Talking about reducing computation time, a common way is to perform a pooling layer which simply downsamples the image by averaging a set of pixels, or by taking the maximum value. If we define a pooling size of 2, this involves mapping each 2 x 2 pixels to one output, like this:

Pooling Layer

Nevertheless, pooling has a really big downside, i.e., it basically loses a lot of information. Compared to strides, strides simply scan less but maintain the same resolution, but pooling simply reduces the resolution of the images.

As Geoffrey Hinton said on Reddit AMA in 2014 - The pooling operation used in CNN is a big mistake and the fact that it works so well is a disaster. In fact, in most recent CNN architectures like ResNets, it uses pooling very minimally or not at all.

The maximum pooling layer for 2D images over an input signal can be used through this script:

torch.nn.MaxPool2d(kernel_size, stride=None, padding=0)

3. BatchNorm Layer#

Batch norm is nothing other than normalizing samples within the batch. That is, minus the mean of features within the batch.

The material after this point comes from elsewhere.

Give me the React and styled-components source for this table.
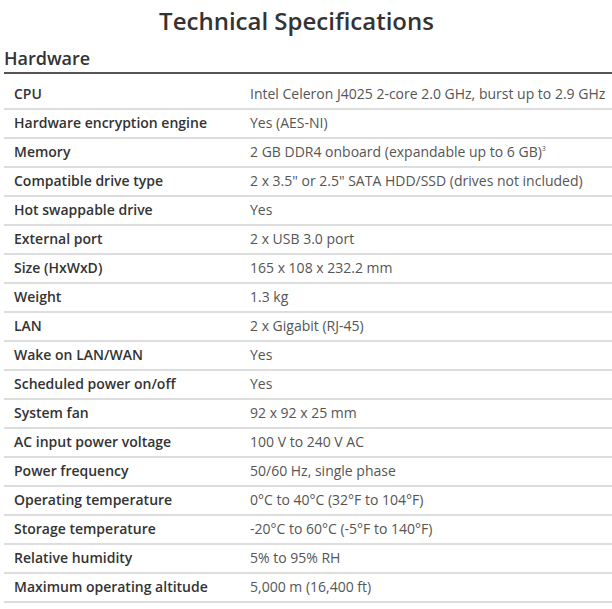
import React from "react";
import styled, { createGlobalStyle } from "styled-components";

const GlobalStyle = createGlobalStyle`
  body {
    margin: 0;
    background: #fff;
    font-family: "Open Sans", "Noto Sans", sans-serif;
    color: #333;
  }
`;

const Page = styled.div`
  padding: 5px 0 0 4px;
`;

const Title = styled.h1`
  margin: 0;
  padding-right: 23px;
  font-size: 24px;
  line-height: 32px;
  font-weight: 600;
  text-align: center;
  color: #333;
`;

const SectionTitle = styled.h2`
  margin: 9px 0 0;
  padding-bottom: 2px;
  font-size: 18px;
  line-height: 24px;
  font-weight: 600;
  color: #333;
  border-bottom: 2px solid #555;
`;

const SpecTable = styled.div`
  display: grid;
  grid-template-columns: 236px 1fr;
  padding-top: 7px;
`;

const Cell = styled.div`
  padding: 4px 10px 6px;
  font-size: 14px;
  line-height: 17px;
  white-space: nowrap;
  border-bottom: 2px solid #ddd;
  font-weight: ${(p) => (p.$label ? 600 : 400)};
  color: ${(p) => (p.$label ? "#333" : "#555")};
`;

const Sup = styled.sup`
  font-size: 7px;
  line-height: 0;
`;

const specs = [
  ["CPU", "Intel Celeron J4025 2-core 2.0 GHz, burst up to 2.9 GHz"],
  ["Hardware encryption engine", "Yes (AES-NI)"],
  [
    "Memory",
    <>
      2 GB DDR4 onboard (expandable up to 6 GB)<Sup>3</Sup>
    </>,
  ],
  ["Compatible drive type", '2 x 3.5" or 2.5" SATA HDD/SSD (drives not included)'],
  ["Hot swappable drive", "Yes"],
  ["External port", "2 x USB 3.0 port"],
  ["Size (HxWxD)", "165 x 108 x 232.2 mm"],
  ["Weight", "1.3 kg"],
  ["LAN", "2 x Gigabit (RJ-45)"],
  ["Wake on LAN/WAN", "Yes"],
  ["Scheduled power on/off", "Yes"],
  ["System fan", "92 x 92 x 25 mm"],
  ["AC input power voltage", "100 V to 240 V AC"],
  ["Power frequency", "50/60 Hz, single phase"],
  ["Operating temperature", "0°C to 40°C (32°F to 104°F)"],
  ["Storage temperature", "-20°C to 60°C (-5°F to 140°F)"],
  ["Relative humidity", "5% to 95% RH"],
  ["Maximum operating altitude", "5,000 m (16,400 ft)"],
];

export default function App() {
  return (
    <Page>
      <GlobalStyle />
      <Title>Technical Specifications</Title>
      <SectionTitle>Hardware</SectionTitle>
      <SpecTable>
        {specs.map(([label, value], i) => (
          <React.Fragment key={i}>
            <Cell $label>{label}</Cell>
            <Cell>{value}</Cell>
          </React.Fragment>
        ))}
      </SpecTable>
    </Page>
  );
}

This helps with unstable gradients in SGD. Note that the output size does not change from input size after BatchNorm.

Advantages

Speeds up training
Allows sub-optimal starts
Acts as a regularizer (a little)
See https://youtu.be/DtEq44FTPM4?t=372

4. Dropout Layer#

This is a layer of arbitrarily removing some values in your data. By randomly removing data in each iteration, you make the neural network more robust against overfitting, because it needs to learn to fight with incomplete data.

For example, say we have a vector of \(x = \{1, 2, 3, 4, 5\}\). Let’s set \(p = 0.2\) which means 20% of data will be turned to 0. In training mode, \(x_{train} = \{1, 0, 3, 4, 5\}\); do not confuse why I turn off 2 and not others, I just turn 20% off randomly. In evaluation mode, we turn off dropout, but to make sure the distribution remains similar, we multiply the values by \(1 - 0.2 = 0.8\), which becomes \(x_{inference} = \{0.8, 1.6, 2.4, 3.2, 4.0\}\).